Atmosfer Kreatif, Stairway To Ilir-Ilir
Senada pula, Mbah Nun menjabarkan bahwa posisi wong sepuh, para orang tua, adalah perlu menciptakan suasana yang kondusif di rumah, di kampung-kampung agar anak-anak muda punya kemampuan untuk bisa menikmati apa saja, bisa kreatif memaknai. Dari situ kemudian para generasi muda menjadi mandiri memproduksi makna dan tidak tergantung pada stimulus kenikmatan dari luar.
Sinau Bareng adalah nikmat. Kadang kecelek dan menertawakan diri sendiri, karena mencari apa yang benar sangat bisa berarti menemukan kesilapan diri. Saat sesi pembabaran oleh Mas Doni, Pak Jijit dan Pak Nevi sebagai Mbah Geol. Saya sudah bertepuk tangan sendiri sekencangnya, antusias! Ketika nada-nada denting berpadu dengan embus yang diganti gesekan biola Pak Blotong memainkan nada-nada pembukaan satu nomer Led Zeppelin. Saya sudah akan siap ikut bernyanyi “There’s a lady who’s sure.. All that glitter is gold.. And she’s buying a stairway to heaven…”

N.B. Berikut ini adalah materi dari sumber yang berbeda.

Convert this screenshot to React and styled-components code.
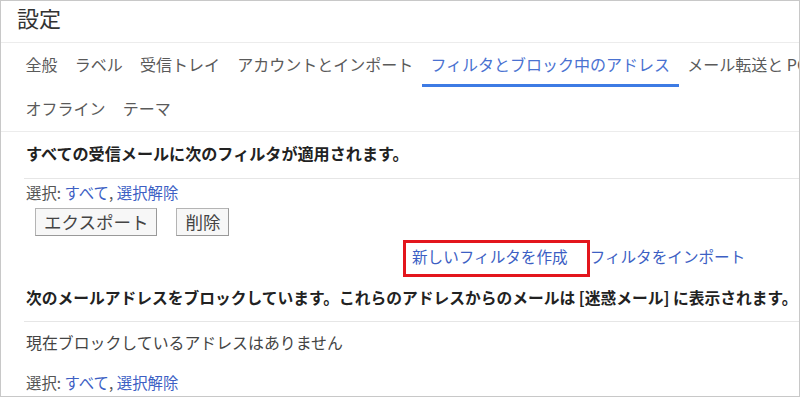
import React from 'react'
import styled, { createGlobalStyle } from 'styled-components'

const GlobalStyle = createGlobalStyle`
  html, body {
    margin: 0;
    padding: 0;
    background: #fff;
  }
  body {
    font-family: "Noto Sans CJK JP", "Noto Sans", sans-serif;
  }
`

const Frame = styled.div`
  width: 800px;
  height: 397px;
  box-sizing: border-box;
  border: 1px solid #c8c8c8;
  overflow: hidden;
  background: #fff;
  color: #444;
`

const Header = styled.div`
  height: 41px;
  padding-left: 16px;
  border-bottom: 1px solid #ececec;
  display: flex;
  align-items: flex-start;
`

const Title = styled.h1`
  margin: 0;
  font-size: 22px;
  font-weight: 400;
  line-height: 32px;
  color: #333;
`

const Tabs = styled.nav`
  padding-left: 16px;
  border-bottom: 1px solid #ececec;
`

const TabRow = styled.div`
  display: flex;
  white-space: nowrap;
`

const Tab = styled.div`
  height: 44px;
  box-sizing: border-box;
  padding: 2px 8.6px 0;
  line-height: 39px;
  font-size: 16px;
  color: ${p => (p.$active ? '#4a72d1' : '#5a5a5a')};
  border-bottom: 3px solid ${p => (p.$active ? '#3d7be4' : 'transparent')};
  flex-shrink: 0;
`

const Section = styled.div`
  padding-left: 25px;
`

const Heading = styled.div`
  margin-left: -2px;
  padding: ${p => p.$top}px 0 ${p => p.$bottom}px 2px;
  border-bottom: 1px solid #e6e6e6;
  font-size: ${p => p.$size}px;
  font-weight: 700;
  line-height: 23px;
  color: #222;
  white-space: nowrap;
`

const SelectLine = styled.div`
  margin-top: ${p => p.$top}px;
  font-size: 15.4px;
  line-height: 20px;
  color: #555;
`

const Link = styled.a`
  color: #3d5fc4;
  text-decoration: none;
  cursor: pointer;
`

const Buttons = styled.div`
  display: flex;
  gap: 19px;
  margin: 6px 0 0 9px;
`

const Button = styled.button`
  height: 28px;
  box-sizing: border-box;
  padding: 0 8px;
  border: 1px solid #b4b4b4;
  border-right-color: #999;
  border-bottom-color: #999;
  background: #f7f7f7;
  font-family: inherit;
  font-size: 17.5px;
  line-height: 24px;
  color: #444;
`

const LinkRow = styled.div`
  display: flex;
  align-items: flex-start;
  margin: 4px 0 0 377px;
  font-size: 15.6px;
  line-height: 26px;
`

const Highlight = styled.span`
  display: inline-block;
  border: 3px solid #e3161d;
  padding: 0 19px 5px 6px;
`

const Plain = styled.span`
  padding-top: 3px;
`

const Empty = styled.div`
  padding-top: 10px;
  font-size: 15.9px;
  line-height: 22px;
  color: #444;
`

const SelectControls = () => (
  <>
    選択: <Link>すべて</Link>, <Link>選択解除</Link>
  </>
)

const App = () => {
  const rowOne = ['全般', 'ラベル', '受信トレイ', 'アカウントとインポート', 'フィルタとブロック中のアドレス', 'メール転送と POP/IMAP']
  const rowTwo = ['オフライン', 'テーマ']
  return (
    <>
      <GlobalStyle />
      <Frame>
        <Header>
          <Title>設定</Title>
        </Header>
        <Tabs>
          <TabRow>
            {rowOne.map(t => (
              <Tab key={t} $active={t === 'フィルタとブロック中のアドレス'}>{t}</Tab>
            ))}
          </TabRow>
          <TabRow>
            {rowTwo.map(t => (
              <Tab key={t}>{t}</Tab>
            ))}
          </TabRow>
        </Tabs>
        <Section>
          <Heading $top={10} $bottom={13} $size={16.1}>すべての受信メールに次のフィルタが適用されます。</Heading>
          <SelectLine $top={3}>
            <SelectControls />
          </SelectLine>
          <Buttons>
            <Button>エクスポート</Button>
            <Button>削除</Button>
          </Buttons>
          <LinkRow>
            <Highlight>
              <Link>新しいフィルタを作成</Link>
            </Highlight>
            <Plain>
              <Link>フィルタをインポート</Link>
            </Plain>
          </LinkRow>
          <Heading $top={9} $bottom={12} $size={15.75}>
            次のメールアドレスをブロックしています。これらのアドレスからのメールは [迷惑メール] に表示されます。
          </Heading>
          <Empty>現在ブロックしているアドレスはありません</Empty>
          <SelectLine $top={18}>
            <SelectControls />
          </SelectLine>
        </Section>
      </Frame>
    </>
  )
}

export default App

Lagu abadi sejuta ummat classic rock, yang bener-bener classy. Tangga-tangga nada menuju ke surga, yang dibeli dengan kekecewaan pemahaman dan kesalahan sejarah. Entah, lagu ini selalu mengingatkan pada masa-masa kongsi dagang hingga kolonialis, hubungannya? Entah apa. Kita maknai saja begitu dulu. Beberapa memaknainya dengan okultisme, argumen yang juga cukup kuat mengingat tahun 70-an adalah sisa-sisa turunan kaum teosof, spiritual new age bersebaran di Asia, terutama di India dan Jawa yang mereka akui sebagai tanah suci peradaban yang hilang. Entahlah, saya kurang tertarik ke arah situ. Semestinya lirik Stairway To Heaven mengalun.